Another hopeful sign that change was in the air, was the 1994 publication by a Russian historian, Nataliya Lebedeva, of a book called Katyn: A Crime Against Humanity. In 1995, Russia's Chief Military Prosecutor's Office began an official investigation into the Katyn murders. Things looked hopeful indeed.

When the Russian criminal case was closed in September 2004, historians the world over waited anxiously for the outcome of the investigation. On March 11, 2005, Chief Military Prosecutor Aleksandr Savenkov announced that after reviewing numerous documents, questioning over nine hundred witnesses, and conducting eighteen examinations, including exhumations, the investigators found no evidence of genocide. Moreover, those perpetrators, who are still alive, would not be prosecuted because of the statute of limitation. The case generated 183 volumes, 116 of which were said to contain "state secrets". And that was that.

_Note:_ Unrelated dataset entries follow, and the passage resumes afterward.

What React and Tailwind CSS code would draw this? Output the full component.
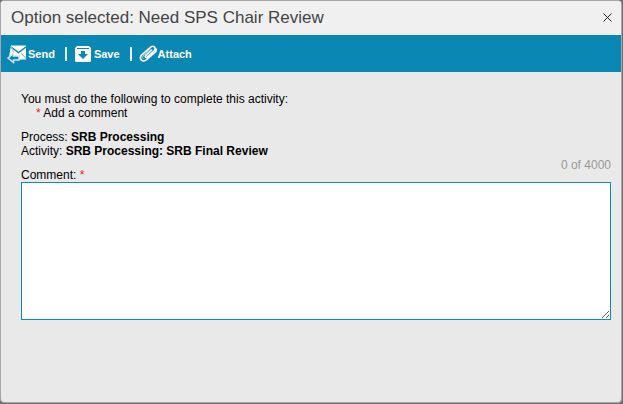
/**
 * Activity Dialog
 * Collects the comment that is required before an activity can be completed
 */
import React, { useState } from 'react';

const MAX_LENGTH = 4000;

function SendIcon() {
  return (
    <svg width="21" height="20" viewBox="0 0 21 20" fill="none" aria-hidden="true">
      <path d="M4 1.5H19V15.5H6L2 13Z" fill="#fff" />
      <path d="M4 3L11.5 8.5L19 3" stroke="#0b87b4" strokeWidth="1.5" />
      <path d="M19 14.5L14.5 9.5" stroke="#5fb0cd" strokeWidth="1" />
      <path d="M4 2L6.5 8.5" stroke="#8cc5da" strokeWidth="1" />
      <path d="M1 14L6.5 9.5V12H12V16H6.5V18.5Z" fill="#0b87b4" stroke="#cfe8f1" strokeWidth="1.5" />
    </svg>
  );
}

function SaveIcon() {
  return (
    <svg width="16" height="16" viewBox="0 0 16 16" fill="none" aria-hidden="true">
      <path d="M2 0H14L16 2V14.5Q16 16 14.5 16H1.5Q0 16 0 14.5V2Z" fill="#fff" />
      <path d="M2 2.5H14" stroke="#0b87b4" strokeWidth="1" />
      <path d="M6 5H10V8H13L8 13L3 8H6Z" fill="#0b87b4" />
    </svg>
  );
}

function AttachIcon() {
  return (
    <svg width="19" height="17" viewBox="0 0 19 17" fill="none" aria-hidden="true">
      <path
        d="M12.6 5L6.8 10.3C5.4 11.7 6.9 13.2 8.4 11.9L14.9 6C17.8 3.2 14.6 -0.4 11.4 2.3L2.8 9.8C-0.9 13.4 3.6 18 7.6 14.7L16.4 6.9Q17.6 5.6 17.2 4"
        stroke="#fff"
        strokeWidth="1.6"
        strokeLinecap="round"
      />
      <path d="M11.6 4L4.8 10C3.2 11.6 3.4 12.8 4.4 13.6" stroke="#b5dbe8" strokeWidth="1" />
    </svg>
  );
}

function ToolbarButton({ icon, label, className = '' }) {
  return (
    <button type="button" className={`flex items-center text-[11px] leading-4 font-bold text-white ${className}`}>
      {icon}
      {label}
    </button>
  );
}

function Separator() {
  return <span className="h-[14px] w-[2px] bg-[#e4f2f7]" />;
}

function App() {
  const [comment, setComment] = useState('');

  return (
    <div className="flex min-h-screen bg-[#6e6e6e] pr-px pb-px font-['Liberation_Sans',Arial,sans-serif] text-xs leading-[14px] text-black">
      <div role="dialog" aria-labelledby="dialog-title" className="flex-1 overflow-hidden rounded-[4px] border border-[#a6a6a6] bg-[#e9e9e9]">
        <header className="flex h-[34px] items-center justify-between border-b border-white bg-[#f0f0f0] pr-[9px] pl-[10px]">
          <h1 id="dialog-title" className="text-[17px] leading-5 text-[#444]">
            Option selected: Need SPS Chair Review
          </h1>
          <button type="button" aria-label="Close">
            <svg width="9" height="9" viewBox="0 0 9 9" aria-hidden="true">
              <path d="M0.5 0.5L8.5 8.5M8.5 0.5L0.5 8.5" stroke="#222" strokeWidth="1" />
            </svg>
          </button>
        </header>

        {/* Toolbar */}
        <div className="flex h-[37px] items-center bg-[#0b87b4] pl-[6px]">
          <ToolbarButton icon={<SendIcon />} label="Send" />
          <div className="flex items-center gap-2 pl-[10px]">
            <Separator />
            <ToolbarButton icon={<SaveIcon />} label="Save" className="gap-[3px]" />
          </div>
          <div className="flex items-center gap-[7px] pl-[10px]">
            <Separator />
            <ToolbarButton icon={<AttachIcon />} label="Attach" />
          </div>
        </div>

        <main className="pt-5 pr-[10px] pb-5 pl-5">
          <p>You must do the following to complete this activity:</p>
          <p className="pl-[15px]">
            <span className="text-[#e8202a]">*</span> Add a comment
          </p>

          <p className="mt-[10px]">
            Process: <b>SRB Processing</b>
          </p>
          <p>
            Activity: <b>SRB Processing: SRB Final Review</b>
          </p>

          <div className="flex items-start justify-between">
            <label htmlFor="comment" className="pt-[10px]">
              Comment: <span className="text-[#e8202a]">*</span>
            </label>
            <span className="text-[#999]">
              {comment.length} of {MAX_LENGTH}
            </span>
          </div>
          <textarea
            id="comment"
            required
            maxLength={MAX_LENGTH}
            value={comment}
            onChange={(e) => setComment(e.target.value)}
            className="block h-[138px] w-full resize border border-[#0b8fb8] bg-white p-1 outline-none"
          />
        </main>
      </div>
    </div>
  );
}

export default App;
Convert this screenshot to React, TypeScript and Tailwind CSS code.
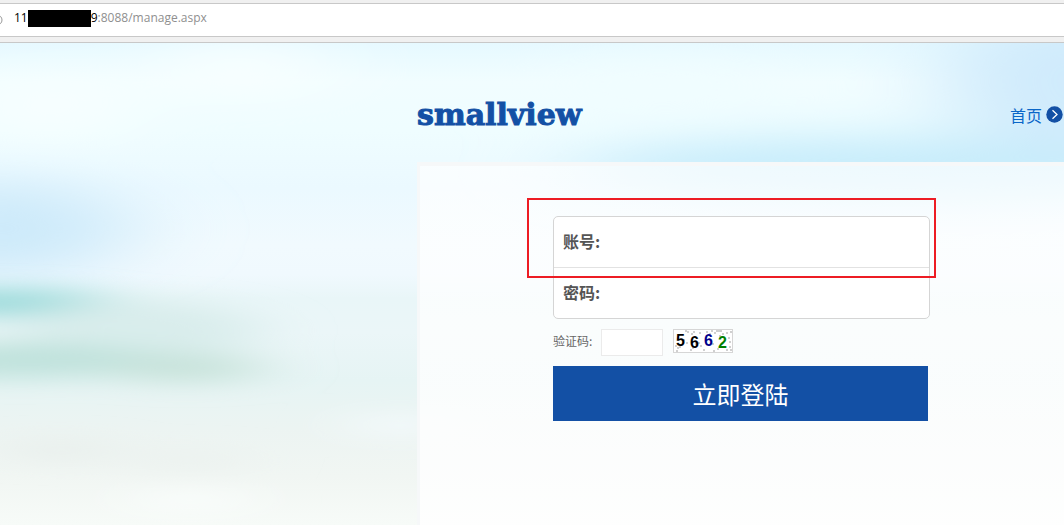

In December 2004, the Institute of National Remembrance in Poland had begun its own investigation into the matter with high hopes of gaining access to at least the 67 volumes of Russian investigative documents which did not contain "state secrets".

From what we already know, the Katyn Massacre was both: a crime against humanity and also a war crime. Few will argue the point. But was it genocide? The starting point in the search for a plausible answer must be the 1948 Convention on Genocide which was unanimously adopted by the United Nations and which defined the term. Its Article II reads, as follows: "In the present Convention, genocide means any of the following acts committed with the intent to destroy, in whole or in part, a national, ethnic, racial or religious group, as such: (a) killing members of the group..." (the Article goes on to list also four other acts). There is no question, but that in the case of Katyn, we have a national group (the Poles), which was destroyed "in part". The question therefore must hinge on whether they were destroyed as such. In other words, were they killed only because they were Poles?

The NKVD order clearly condemns them all to death on political grounds, because they were, in the words of the document, "hardened and uncompromising enemies of Soviet authority". Who were these counterrevolutionaries? Polish officers and soldiers, rank and file policemen, civil officials, refugees from the German occupation zone, university professors, physicians, lawyers, engineers, teachers, priests, writers, journalists... Historical records also show that 700-900 of the victims were Polish Jews. All, all 25 700 were said to be "uncompromising enemies of Soviet authority". In reality, many belonged to the Polish intelligentsia which Stalin tried to eliminate to prevent the resurgence of independent Poland. The Russian commission no doubt drew its conclusion - that it was not genocide - on the basis that the prisoners were not killed because they were Poles, but rather because of their social status, because they were the enemies of the Soviet Union, as Beria's document plainly states. But the same could be said of Hitler's intention to exterminate the Jews - he did it not because they were Jews, but because they were the enemies of Germany and indeed of the whole world.

*

I do not buy the Russia's doublespeak. Katyn was part and parcel of Stalin's long-range, genocidal policies aimed against Poland - against the country, whose people he hated with a passion because they stood in the way of his imperial designs.
As it happened, Poland indeed turned out to be his ultimate nemesis - the little David, who brought down the giant Goliath.